╭──

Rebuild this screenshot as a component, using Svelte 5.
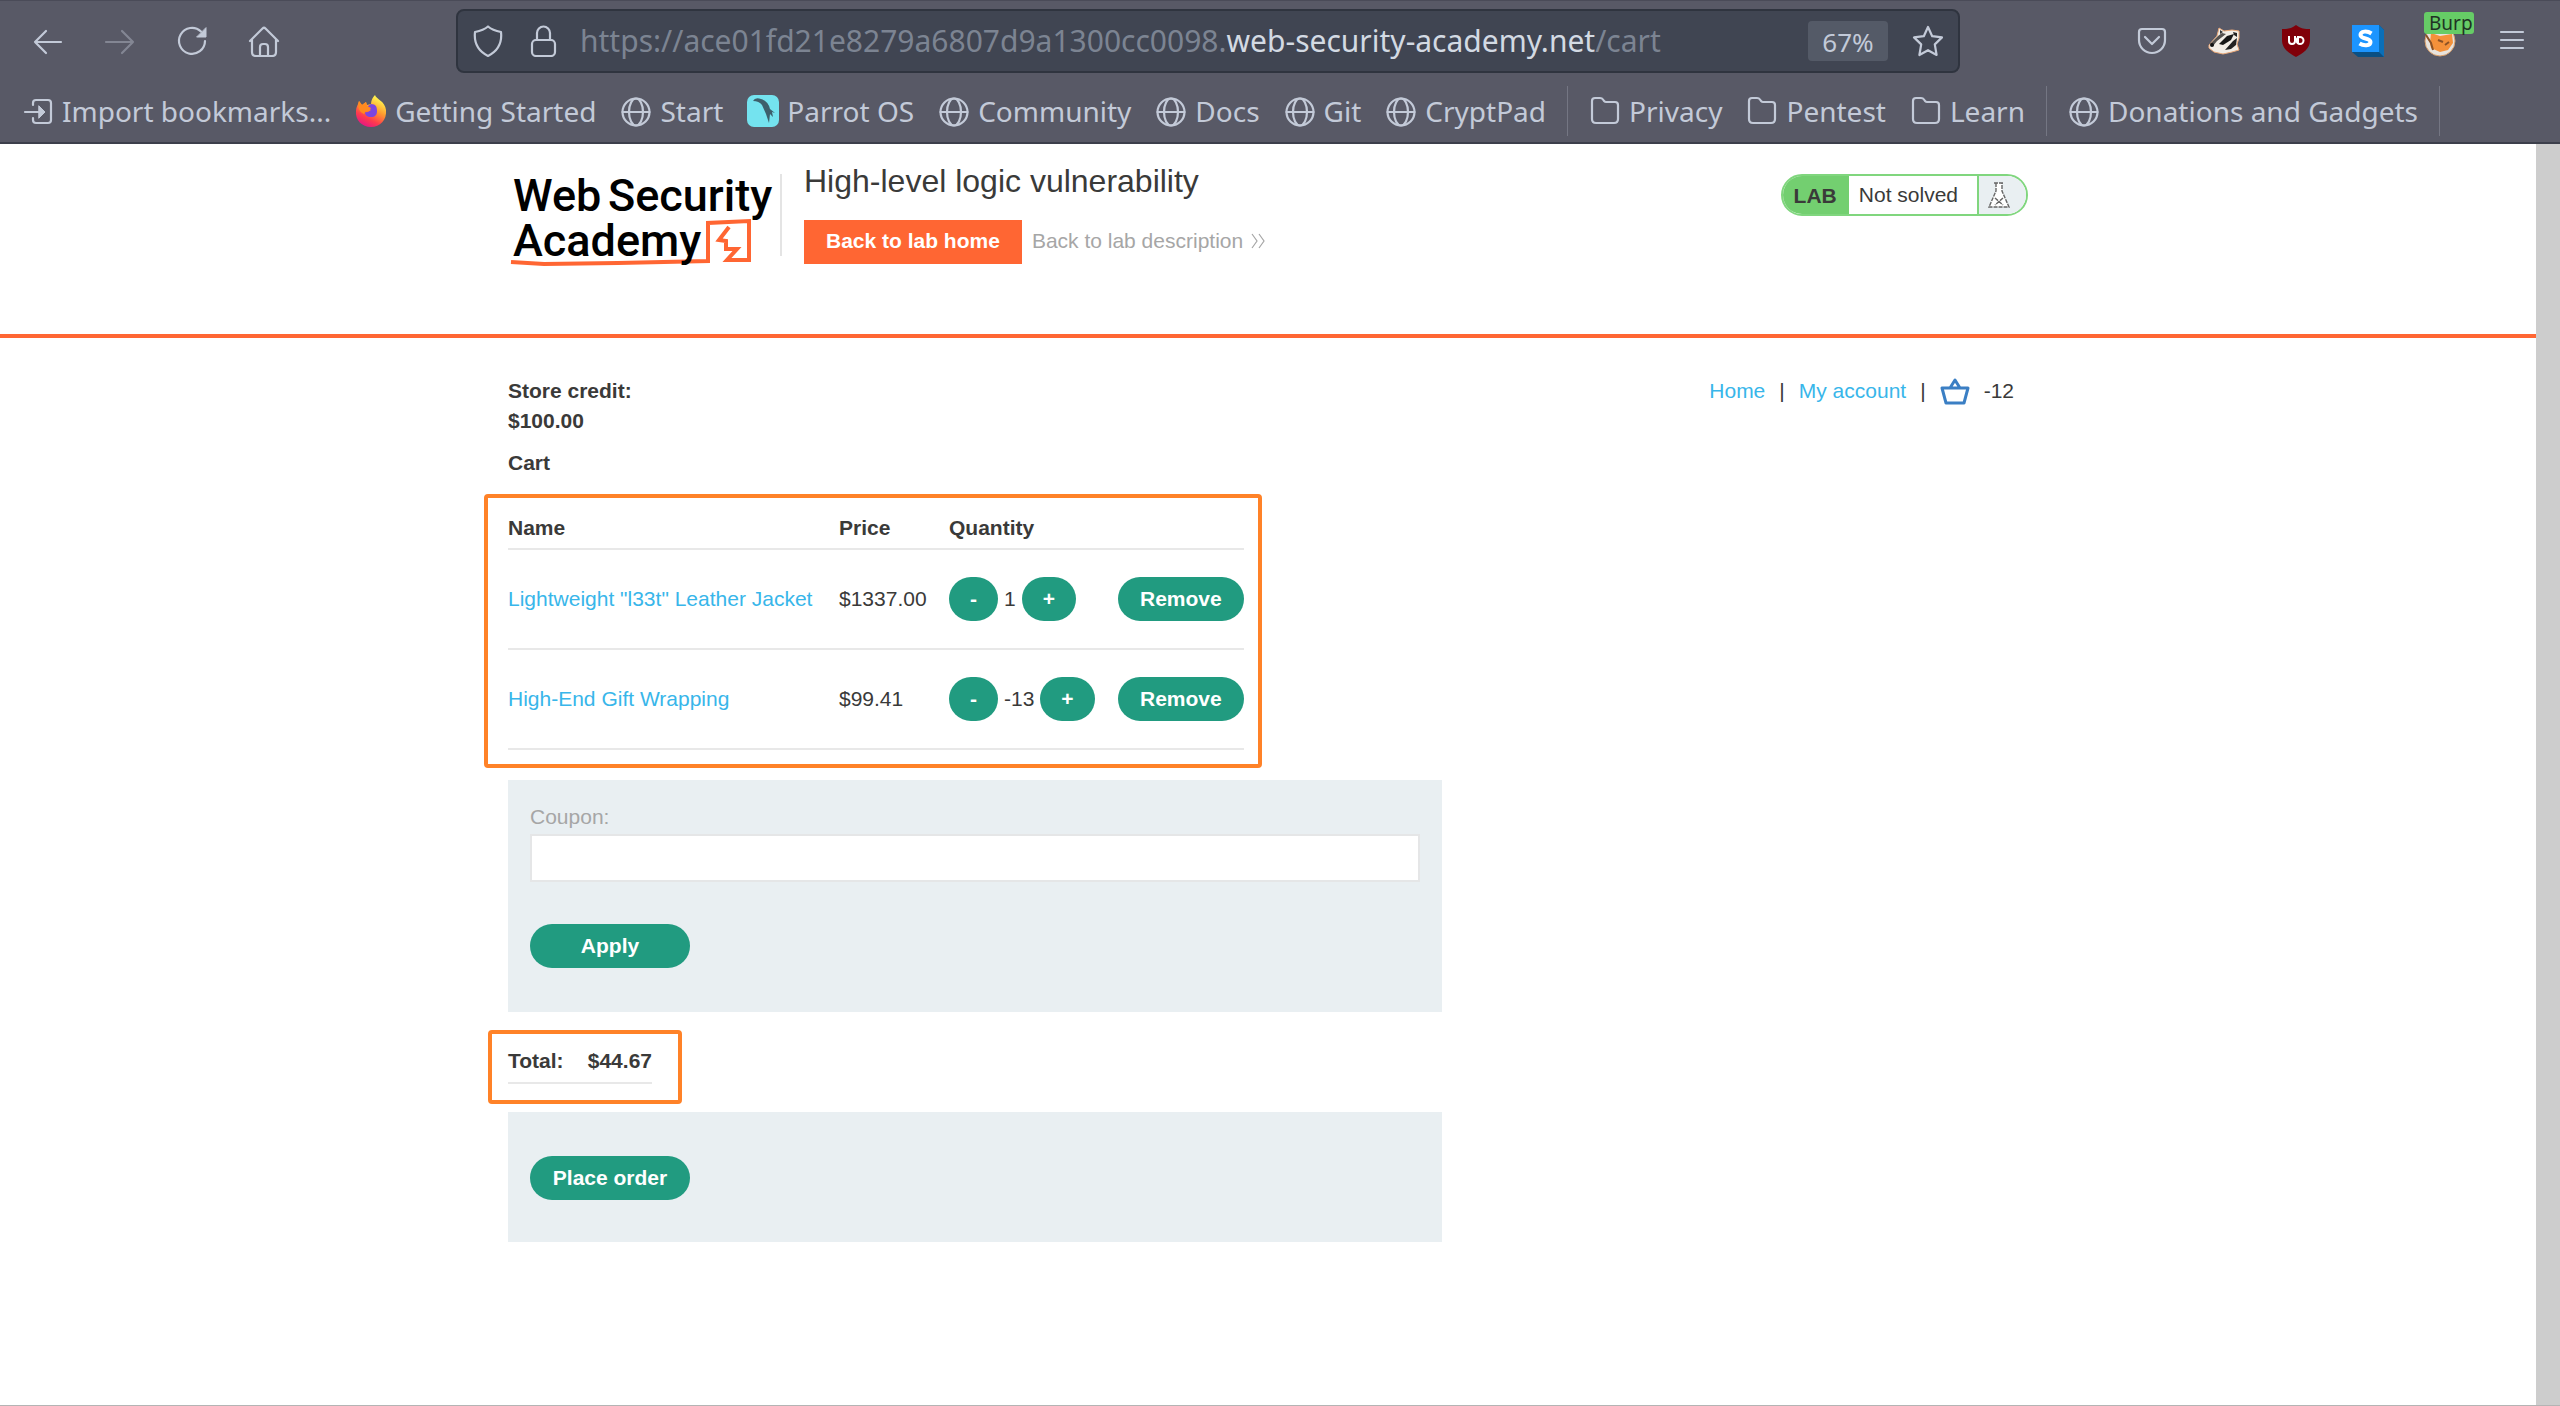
<script>
  const bookmarks = [
    { label: 'Import bookmarks...', icon: 'import' },
    { label: 'Getting Started', icon: 'firefox' },
    { label: 'Start', icon: 'globe' },
    { label: 'Parrot OS', icon: 'parrot' },
    { label: 'Community', icon: 'globe' },
    { label: 'Docs', icon: 'globe' },
    { label: 'Git', icon: 'globe' },
    { label: 'CryptPad', icon: 'globe', last: true },
    { label: 'Privacy', icon: 'folder' },
    { label: 'Pentest', icon: 'folder' },
    { label: 'Learn', icon: 'folder', last: true },
    { label: 'Donations and Gadgets', icon: 'globe', last: true }
  ];

  const items = [
    { name: 'Lightweight "l33t" Leather Jacket', price: '$1337.00', qty: 1 },
    { name: 'High-End Gift Wrapping', price: '$99.41', qty: -13 }
  ];
</script>

<div class="window">
  <header class="chrome">
    <div class="toolbar">
      <nav class="tools" aria-label="Browser navigation">
        <button class="tool" aria-label="Back">
          <svg class="icon" viewBox="0 0 32 32"><path d="M29 17H3M14 6L3 17l11 11" /></svg>
        </button>
        <button class="tool dim" aria-label="Forward">
          <svg class="icon" viewBox="0 0 32 32"><path d="M2 17h27M18 6l11 11-11 11" /></svg>
        </button>
        <button class="tool" aria-label="Reload">
          <svg class="icon" viewBox="0 0 32 32">
            <path d="M29 16a13 13 0 1 1-4-9.500" />
            <path class="solid" d="M30 3v9h-9z" />
          </svg>
        </button>
        <button class="tool" aria-label="Home">
          <svg class="icon" viewBox="0 0 32 32">
            <path d="M2 16L14.500 3.500q1.500-1.500 3 0L30 16M4 14v13q0 4 4 4h16q4 0 4-4V14" />
            <path d="M12 31V22q0-3 3-3h2q3 0 3 3v9" />
          </svg>
        </button>
      </nav>

      <div class="address">
        <svg class="icon" viewBox="0 0 32 32">
          <path d="M16 1.500C12 5 8 6 3 7c-1 9 1 18 13 24C28 25 30 16 29 7C24 6 20 5 16 1.500z" />
        </svg>
        <svg class="icon lock" viewBox="0 0 32 32">
          <rect x="4" y="15" width="23" height="16" rx="4" />
          <path d="M9 15V8a6.500 6.500 0 0 1 13 0v7" />
        </svg>
        <div class="url" role="textbox" tabindex="0" contenteditable="true" aria-label="Address">https://ace01fd21e8279a6807d9a1300cc0098.<b>web-security-academy.net</b>/cart</div>
        <button class="zoom">67%</button>
        <button class="star" aria-label="Bookmark this page">
          <svg class="icon" viewBox="0 0 32 32">
            <path d="M16 2l4.200 9.200 9.800 1.200-7.200 7 1.800 10.600L16 25.200 7.400 30l1.800-10.600-7.200-7 9.800-1.200z" />
          </svg>
        </button>
      </div>

      <div class="tools">
        <button class="tool" aria-label="Pocket">
          <svg class="icon" viewBox="0 0 32 32">
            <path d="M6 4h20q3 0 3 3v8a13 13 0 0 1-26 0V7q0-3 3-3z" />
            <path d="M9 12l7 7 7-7" />
          </svg>
        </button>
        <button class="tool" aria-label="Privacy Badger">
          <svg class="pic" viewBox="0 0 32 32">
            <path d="M1 20L9 11l2-8 5 3 8-1 7 1 0 7-2 6 2 6-7 2-9 2-9-2-5-4z" fill="#f2ede6" stroke="#e9a878" />
            <path d="M2 19l8-8 4-3 4 1-9 7-4 5z" fill="#55524f" />
            <path d="M11 19l8-8 7-2-3 6-8 5z" fill="#171717" />
            <path d="M25 7l4 1v4l-3-2zM25 16l4-3-1 7-5 4-6 1z" fill="#222" />
            <path d="M12 5l3 2-3 2z" fill="#333" />
            <circle cx="4" cy="20" r="2" fill="#111" />
          </svg>
        </button>
        <button class="tool" aria-label="uBlock Origin">
          <svg class="pic" viewBox="0 0 32 32">
            <path d="M16 0c5 4 9 4 14 4v11c0 9-7 13-14 17C9 28 2 24 2 15V4c5 0 9 0 14-4z" fill="#800009" />
            <path d="M9 11v5q0 3 3 3t3-3v-5M18 11v8" fill="none" stroke="#fff" stroke-width="2" />
            <circle cx="20" cy="15.500" r="3.500" fill="none" stroke="#fff" stroke-width="2" />
          </svg>
        </button>
        <button class="tool" aria-label="Stylus">
          <svg class="pic" viewBox="0 0 32 32">
            <path d="M27 0l5 5v27H6l-6-5z" fill="#0b4f82" />
            <path d="M27 0l5 5v27l-5-5z" fill="#0a6fb8" />
            <path d="M0 0h27v27H0z" fill="#1c95ff" />
            <path d="M19.500 8.500C15 5.500 8.500 6 8.500 10c0 4.500 10 2.500 10 7 0 4-7 4-11 1.500" fill="none" stroke="#fff" stroke-width="4" />
          </svg>
        </button>
        <button class="tool badge-host">
          <svg class="pic" viewBox="0 0 32 32">
            <circle cx="16" cy="16" r="15" fill="#e7e3dd" stroke="#d9a06c" />
            <path d="M7 8l9 3 12-2 1 9-5 7-8 2-9-4-1-5z" fill="#f4913a" />
            <path d="M2 10l5 8 2 7M14 15l5 2M21 20l4-3" fill="none" stroke="#8a5226" stroke-width="2" />
          </svg>
          <span class="badge">Burp</span>
        </button>
        <button class="tool" aria-label="Menu">
          <svg class="icon" viewBox="0 0 32 32"><path d="M5 7h22M5 15h22M5 23h22" /></svg>
        </button>
      </div>
    </div>

    <nav class="bookmarks" aria-label="Bookmarks">
      {#each bookmarks as mark}
        <a class="bookmark" href="#bookmark">
          {#if mark.icon === 'globe'}
            <svg class="icon" viewBox="0 0 32 32">
              <circle cx="16" cy="17" r="13.500" />
              <ellipse cx="16" cy="17" rx="7" ry="13.500" />
              <path d="M2.500 17h27" />
            </svg>
          {:else if mark.icon === 'folder'}
            <svg class="icon" viewBox="0 0 32 32">
              <path d="M3 6q0-3 3-3h5q2 0 3 1.500l1 1.500q1 1 2 1h9q3 0 3 3v14q0 4-4 4H7q-4 0-4-4z" />
            </svg>
          {:else if mark.icon === 'import'}
            <svg class="icon" viewBox="0 0 32 32">
              <path d="M11 10V8q0-3 3-3h12q3 0 3 3v17q0 3-3 3H14q-3 0-3-3v-2M3 17h16" />
              <path class="solid" d="M17 11l6 6-6 6z" />
            </svg>
          {:else if mark.icon === 'firefox'}
            <svg class="pic" viewBox="0 0 32 32">
              <defs>
                <linearGradient id="flame" x1="0.8" y1="0" x2="0.3" y2="1">
                  <stop offset="0.1" stop-color="#fff44f" />
                  <stop offset="0.45" stop-color="#ff9a2e" />
                  <stop offset="0.75" stop-color="#ff3a4d" />
                  <stop offset="1" stop-color="#e31587" />
                </linearGradient>
              </defs>
              <path d="M20 0c1 4 10 6 11 15 1 10-6 17-15 17S0 25 1 16c0-4 2-6 3-10l3 4 4-3 1 3 4-1c0-4 2-7 4-9z" fill="url(#flame)" />
              <path d="M16 9c5 0 6 3 6 7s-2 6-6 6-6-2-6-5c3 1 4-1 6-2-2-1-3-2-3-4z" fill="#7b45e0" />
              <path d="M4 6l3 4 4-3 1 4 4 2-2 3c-3 0-4 1-5 3-5-2-7-7-5-13z" fill="#ff8a1f" />
            </svg>
          {:else}
            <svg class="pic" viewBox="0 0 32 32">
              <rect width="32" height="32" rx="7" fill="#74e3ef" />
              <path d="M6 6q2-4 8-2 7 2 9 10l5 4-3-1 1 5-3-3-1 9-3-9-4-9q-3-4-9-4z" fill="#3d5f6b" />
            </svg>
          {/if}
          <span>{mark.label}</span>
        </a>
        {#if mark.last}<span class="divider"></span>{/if}
      {/each}
    </nav>
  </header>

  <div class="viewport">
    <div class="page">
      <header class="lab">
        <div class="container lab-row">
          <svg class="logo" viewBox="0 0 272 104" role="img" aria-label="Web Security Academy">
            <text x="5" y="43">Web</text>
            <text x="100" y="43">Security</text>
            <path d="M3 94L36 96 110 95 200 93V55L241 53V92H219L229 81H218V73L211 72 221 59" fill="none" stroke="#ff6633" stroke-width="4" />
            <text x="5" y="88">Academy</text>
          </svg>
          <div class="title-block">
            <h2>High-level logic vulnerability</h2>
            <div class="actions">
              <a class="lab-home" href="#lab">Back to lab home</a>
              <a class="lab-desc" href="#description">Back to lab description
                <svg viewBox="0 0 16 16"><path d="M2 1l5 7-5 7M9 1l5 7-5 7" /></svg>
              </a>
            </div>
          </div>
          <div class="status">
            <strong>LAB</strong>
            <span class="state">Not solved</span>
            <span class="flask">
              <svg viewBox="0 0 24 28">
                <path d="M7 2h10M9 2v8L2 26h20L15 10V2" />
                <path d="M8 17l8 7M16 17l-8 7" />
              </svg>
            </span>
          </div>
        </div>
      </header>

      <main class="container">
        <div class="top">
          <div class="credit">
            <strong>Store credit:</strong>
            <strong>$100.00</strong>
          </div>
          <nav class="links" aria-label="Shop">
            <a href="#home">Home</a><span>|</span><a href="#account">My account</a><span>|</span>
            <a class="basket" href="#cart" aria-label="Cart">
              <svg viewBox="0 0 30 28"><path d="M2 11h26L24 26H6zM10 11l5-8 5 8" /></svg>
            </a>
            <span>-12</span>
          </nav>
        </div>

        <h1>Cart</h1>

        <div class="marked cart-mark">
          <table class="cart">
            <thead>
              <tr><th class="c-name">Name</th><th class="c-price">Price</th><th class="c-qty">Quantity</th><th class="c-remove"></th></tr>
            </thead>
            <tbody>
              {#each items as item}
                <tr>
                  <td><a href="#product">{item.name}</a></td>
                  <td>{item.price}</td>
                  <td>
                    <div class="qty">
                      <button class="btn step" aria-label="Decrease quantity">-</button>
                      <span>{item.qty}</span>
                      <button class="btn step" aria-label="Increase quantity">+</button>
                    </div>
                  </td>
                  <td><button class="btn">Remove</button></td>
                </tr>
              {/each}
            </tbody>
          </table>
        </div>

        <form class="panel coupon" onsubmit={(e) => e.preventDefault()}>
          <label for="coupon">Coupon:</label>
          <input id="coupon" type="text" />
          <button class="btn wide">Apply</button>
        </form>

        <div class="marked total-mark">
          <table class="total">
            <tbody><tr><th>Total:</th><th>$44.67</th></tr></tbody>
          </table>
        </div>

        <form class="panel order" onsubmit={(e) => e.preventDefault()}>
          <button class="btn wide">Place order</button>
        </form>
      </main>
    </div>
    <div class="scrollbar"></div>
  </div>
</div>

<style>
  :global(body) {
    margin: 0;
    background: #fff;
  }
  * {
    box-sizing: border-box;
  }
  button {
    border: 0;
    padding: 0;
    background: none;
    font: inherit;
    color: inherit;
    cursor: pointer;
  }
  a {
    text-decoration: none;
  }
  svg {
    display: block;
    flex: none;
  }
  .window {
    display: flex;
    flex-direction: column;
    min-height: 100vh;
    border-bottom: 1px solid #b4b4b4;
  }

  /* Browser chrome */
  .chrome {
    background: #585966;
    border-top: 1px solid #4a4b58;
    border-bottom: 2px solid #3c3f4b;
    color: #c3cad8;
    font-family: 'Noto Sans', sans-serif;
    font-size: 28px;
  }
  .toolbar {
    display: flex;
    align-items: center;
    gap: 156px;
    height: 79px;
    padding: 0 12px;
  }
  .tools {
    display: flex;
  }
  .tool {
    display: flex;
    align-items: center;
    justify-content: center;
    width: 72px;
    height: 64px;
  }
  .dim {
    opacity: 0.4;
  }
  .icon,
  .pic {
    width: 32px;
    height: 32px;
  }
  .icon {
    fill: none;
    stroke: #c3cad8;
    stroke-width: 2.2;
    stroke-linecap: round;
    stroke-linejoin: round;
  }
  .icon .solid {
    fill: #c3cad8;
    stroke-width: 1;
  }
  .address {
    flex: 1;
    display: flex;
    align-items: center;
    height: 64px;
    padding: 0 14px;
    background: #404552;
    border: 2px solid #2f343f;
    border-radius: 8px;
  }
  .lock {
    margin: 0 20px 0 24px;
  }
  .url {
    flex: 1;
    color: #7c8492;
    font-size: 30px;
    line-height: 40px;
    white-space: nowrap;
    outline: none;
  }
  .url b {
    color: #d3dae3;
    font-weight: 400;
  }
  .zoom {
    width: 80px;
    height: 40px;
    margin-right: 24px;
    background: #545a67;
    border-radius: 4px;
    font-size: 26px;
    line-height: 42px;
  }
  .badge-host {
    position: relative;
  }
  .badge {
    position: absolute;
    top: 3px;
    left: 20px;
    padding: 0 1px 0 5px;
    background: #66cc66;
    border-radius: 3px;
    color: #1f3324;
    font-size: 19px;
    line-height: 22px;
  }
  .bookmarks {
    display: flex;
    align-items: center;
    gap: 24px;
    height: 62px;
    padding: 0 22px;
    white-space: nowrap;
  }
  .bookmark {
    display: flex;
    align-items: center;
    gap: 8px;
    color: inherit;
    line-height: 40px;
  }
  .divider {
    width: 1px;
    height: 50px;
    margin: 0 -3px;
    background: #747683;
  }

  /* Page */
  .viewport {
    flex: 1;
    display: flex;
  }
  .scrollbar {
    width: 24px;
    background: #cdcdcd;
  }
  .page {
    flex: 1;
    background: #fff;
    color: #3a3a39;
    font-family: 'Liberation Sans', Arial, sans-serif;
    font-size: 21px;
    line-height: 30px;
  }
  .page a {
    color: #38b6ea;
  }
  .container {
    max-width: 1520px;
    margin: 0 auto;
  }
  .lab {
    height: 194px;
    border-bottom: 4px solid #ff6633;
  }
  .lab-row {
    display: flex;
    align-items: flex-start;
    padding-top: 24px;
  }
  .logo {
    width: 272px;
    height: 104px;
  }
  .logo text {
    font-family: Roboto, sans-serif;
    font-size: 45px;
    font-weight: 500;
    fill: #000;
  }
  .title-block {
    margin-top: 6px;
    height: 82px;
    padding-left: 22px;
    border-left: 2px solid #e4e4e4;
  }
  h2 {
    margin: -12px 0 20px;
    font-size: 32px;
    font-weight: 400;
    line-height: 38px;
  }
  .actions {
    display: flex;
    align-items: flex-start;
    gap: 10px;
    line-height: 42px;
  }
  .page .lab-home {
    padding: 0 22px 2px;
    background: #ff6633;
    color: #fff;
    font-weight: 700;
  }
  .page .lab-desc {
    display: flex;
    align-items: center;
    gap: 7px;
    color: #a6a6a6;
  }
  .lab-desc svg {
    width: 16px;
    height: 16px;
    fill: none;
    stroke: #a6a6a6;
    stroke-width: 1.2;
  }
  .status {
    display: flex;
    height: 42px;
    margin: 6px 0 0 auto;
    border: 2px solid #80d67e;
    border-radius: 21px;
    overflow: hidden;
    line-height: 38px;
  }
  .status strong {
    padding: 1px 12px 0 11px;
    background: #73cf70;
  }
  .state {
    padding: 0 19px 0 10px;
  }
  .flask {
    display: flex;
    align-items: center;
    width: 49px;
    padding-left: 8px;
    background: #e9eff2;
    border-left: 2px solid #80d67e;
  }
  .flask svg {
    width: 24px;
    height: 28px;
    fill: #fff;
    stroke: #666;
    stroke-width: 1.4;
    stroke-dasharray: 4 1;
  }

  .top {
    display: flex;
    justify-content: space-between;
    align-items: flex-start;
    padding-top: 38px;
  }
  .credit {
    display: flex;
    flex-direction: column;
  }
  .links {
    display: flex;
    align-items: center;
    gap: 14px;
    padding-right: 14px;
  }
  .basket svg {
    width: 30px;
    height: 28px;
    fill: none;
    stroke: #3b7fc4;
    stroke-width: 3;
    stroke-linejoin: round;
  }
  h1 {
    margin: 12px 0 30px;
    font-size: 21px;
    line-height: 30px;
  }

  /* Highlight frames drawn around a block */
  .marked {
    position: relative;
    width: fit-content;
  }
  .marked::after {
    content: '';
    position: absolute;
    border: 4px solid #ff8228;
    border-radius: 4px;
    pointer-events: none;
  }
  .cart-mark::after {
    inset: -14px -18px -18px -24px;
  }
  .total-mark::after {
    inset: -10px -30px -20px -20px;
  }

  table {
    border-collapse: separate;
    border-spacing: 0;
  }
  th,
  td {
    padding: 0;
    border-bottom: 2px solid #e8e8e8;
    text-align: left;
    white-space: nowrap;
  }
  .cart {
    table-layout: fixed;
    width: 736px;
  }
  .cart th {
    height: 42px;
  }
  .cart td {
    height: 100px;
  }
  .c-name {
    width: 331px;
  }
  .c-price {
    width: 110px;
  }
  .c-qty {
    width: 169px;
  }
  .c-remove {
    width: 126px;
  }
  .qty {
    display: flex;
    align-items: center;
    gap: 6px;
  }
  .btn {
    display: block;
    height: 44px;
    padding: 0 22px;
    background: #219b80;
    border-radius: 22px;
    color: #fff;
    font-weight: 700;
    line-height: 42px;
  }
  .step {
    padding: 0 21px;
  }
  .wide {
    width: 160px;
  }
  .panel {
    width: 934px;
    max-width: 100%;
    padding: 22px;
    background: #e9eff2;
  }
  .coupon {
    margin: 30px 0 28px;
    padding-bottom: 44px;
  }
  .coupon label {
    display: block;
    margin-bottom: 2px;
    color: #a6a6a6;
  }
  .coupon input {
    display: block;
    width: 100%;
    height: 48px;
    margin-bottom: 42px;
    padding: 0 12px;
    background: #fff;
    border: 2px solid #e5e6e7;
    font: inherit;
  }
  .total {
    width: 144px;
  }
  .total th {
    height: 44px;
  }
  .total th + th {
    text-align: right;
  }
  .btn.wide {
    padding: 0;
  }
  .order {
    margin-top: 28px;
    padding: 44px 22px 42px;
  }
</style>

╰──

Task brief ▸ Copy out every line of the listing that includes the string "this".

Exercise response ▸
Rebuild this screenshot as a component, using Svelte 5.
        <button class="star" aria-label="Bookmark this page">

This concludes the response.